刺繍作家のヒトリゴト

刺繍作家。オートクチュール刺繍で製作する刺繍アートの紹介、日々の出来事を綴っています。

マノンを観る

METライブビューイング マスネ「マノン」を観てきました。

METでは2012年4月7日に上演されたものです。


私は2010年に同じ演出で英国ロイヤル・オペラ ジュール・マスネ作曲 『マノン』(東京文化会館)を鑑賞しているのですが、3階席でしたのでキャストの方々の表情を観ることはもちろんできませんでした。


今回映画館とはいえ、字幕付きであり、キャストの方々の表情も鑑賞できるのですからこれは観なくてはと思ったのです。

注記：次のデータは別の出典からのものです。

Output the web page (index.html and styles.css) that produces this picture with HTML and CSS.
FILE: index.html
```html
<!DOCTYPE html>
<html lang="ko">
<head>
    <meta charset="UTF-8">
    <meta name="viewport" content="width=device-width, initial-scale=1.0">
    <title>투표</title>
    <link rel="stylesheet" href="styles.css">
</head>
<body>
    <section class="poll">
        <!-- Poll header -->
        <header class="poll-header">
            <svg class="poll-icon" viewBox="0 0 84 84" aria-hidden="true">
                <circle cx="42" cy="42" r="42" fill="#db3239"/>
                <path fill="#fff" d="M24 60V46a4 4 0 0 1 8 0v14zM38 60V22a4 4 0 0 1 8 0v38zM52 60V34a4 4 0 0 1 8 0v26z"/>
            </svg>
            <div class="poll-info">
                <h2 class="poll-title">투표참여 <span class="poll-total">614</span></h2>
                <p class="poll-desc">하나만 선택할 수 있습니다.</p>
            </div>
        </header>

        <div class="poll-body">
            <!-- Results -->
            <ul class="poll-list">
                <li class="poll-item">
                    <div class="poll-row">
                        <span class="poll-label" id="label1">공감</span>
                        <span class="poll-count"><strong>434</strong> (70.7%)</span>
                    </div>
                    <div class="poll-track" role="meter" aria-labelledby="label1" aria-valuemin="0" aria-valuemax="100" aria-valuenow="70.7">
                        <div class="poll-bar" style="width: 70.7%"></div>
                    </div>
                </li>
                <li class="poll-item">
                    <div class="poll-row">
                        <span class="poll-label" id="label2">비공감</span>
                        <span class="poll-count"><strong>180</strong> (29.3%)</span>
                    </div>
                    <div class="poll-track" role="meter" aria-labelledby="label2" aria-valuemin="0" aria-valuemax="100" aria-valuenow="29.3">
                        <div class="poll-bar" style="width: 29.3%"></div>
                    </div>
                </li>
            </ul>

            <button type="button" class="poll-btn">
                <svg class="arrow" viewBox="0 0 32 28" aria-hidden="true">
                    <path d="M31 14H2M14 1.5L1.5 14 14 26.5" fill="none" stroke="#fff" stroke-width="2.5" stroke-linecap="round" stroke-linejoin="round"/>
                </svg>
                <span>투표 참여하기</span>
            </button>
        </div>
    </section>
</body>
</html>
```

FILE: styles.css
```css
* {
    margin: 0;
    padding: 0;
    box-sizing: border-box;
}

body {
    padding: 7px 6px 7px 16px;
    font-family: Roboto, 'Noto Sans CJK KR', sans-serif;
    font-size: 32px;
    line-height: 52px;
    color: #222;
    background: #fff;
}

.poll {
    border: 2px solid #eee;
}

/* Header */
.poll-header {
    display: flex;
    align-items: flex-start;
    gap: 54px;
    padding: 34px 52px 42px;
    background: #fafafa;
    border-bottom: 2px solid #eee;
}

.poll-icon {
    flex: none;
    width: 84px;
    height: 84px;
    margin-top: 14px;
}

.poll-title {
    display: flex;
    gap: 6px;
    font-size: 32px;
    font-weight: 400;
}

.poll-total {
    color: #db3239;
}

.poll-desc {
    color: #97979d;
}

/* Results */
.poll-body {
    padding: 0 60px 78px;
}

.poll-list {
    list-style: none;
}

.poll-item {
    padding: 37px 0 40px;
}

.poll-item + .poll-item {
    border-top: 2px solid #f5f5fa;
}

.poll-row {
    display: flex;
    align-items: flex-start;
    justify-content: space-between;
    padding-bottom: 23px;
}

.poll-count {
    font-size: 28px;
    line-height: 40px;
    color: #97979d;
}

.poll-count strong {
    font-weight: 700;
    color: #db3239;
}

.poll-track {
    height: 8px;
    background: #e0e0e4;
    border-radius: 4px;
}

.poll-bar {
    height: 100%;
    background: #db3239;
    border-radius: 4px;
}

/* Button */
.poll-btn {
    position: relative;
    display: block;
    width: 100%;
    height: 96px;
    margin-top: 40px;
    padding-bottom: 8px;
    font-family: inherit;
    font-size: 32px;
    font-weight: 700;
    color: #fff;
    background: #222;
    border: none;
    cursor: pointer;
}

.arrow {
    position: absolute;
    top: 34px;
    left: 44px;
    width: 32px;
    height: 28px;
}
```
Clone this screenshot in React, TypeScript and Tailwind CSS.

マノンはアンナ・ネトレプコさんですが、本当にはまり役ですね...。
今回のMETライブビューイングで彼女のお顔、表情、お姿などを拝見してますます実感です(笑)

歌声もさることながら妖艶さ、艶かしさ、男性を虜にする色気が全身からほとばしっていて女性の私も惚れ惚れしてしまいます。

舞台にいるのはまぎれもないマノン・レスコーと。


第2幕のデ・グリューの「神は幸せを軽く作られた」(だったと思います)という台詞がとても印象に残っています。
「幸せは儚い」という台詞も。

「幸せ」というものは長く続くものではないし、ずっと留まっているものでもないから...尊いのかもしれません。

ただ「幸せ」の種類はたくさんあるような気がするのです。

大小問わずどんなことでも「幸せ」と思えること、噛み締められること...。

「幸せ」と思える数を増やして「幸せ」を長く留まらせることができたら最高ですね。


考えさせられる第2幕です。

それと、デ・グリューの誠実さ、人柄に感動を覚えました。


2010年に鑑賞した時はデ・グリュー役はマシュー・ポレンザーニ氏でしたが、今回はピョートル・ベチャワ氏です。
ピョートル・ベチャワ氏の方が私は好きかも...(笑)


第3幕のサン・シュルピスの神学校ではマノンが「誘惑のアリア」を歌いますが、デ・グリューのことを思うと身を切られるようで残酷で、苦悩葛藤し、もがいているデ・グリューを観ているのが苦しくなってしまいました。
でもこのシーンは二人の愛の深さが感じられるから大好きです。




自由奔放に欲望のままに生きて、誰もが魅了されてしまう美貌の持ち主のマノン...愛する人と共に生きていくということができなかったことに切なさを覚えますが、デ・グリューの心の中に一生マノンが生き続けるのかと思うと...こちらもまた悲しいです。


映画館とはいえ、拍手しそうになり、ブラボーと言いそうになり...(笑)
心の琴線を震わせてくれた4時間8分でした。

来週はMETライブビューイング ヴェルディ「椿姫」を鑑賞予定です。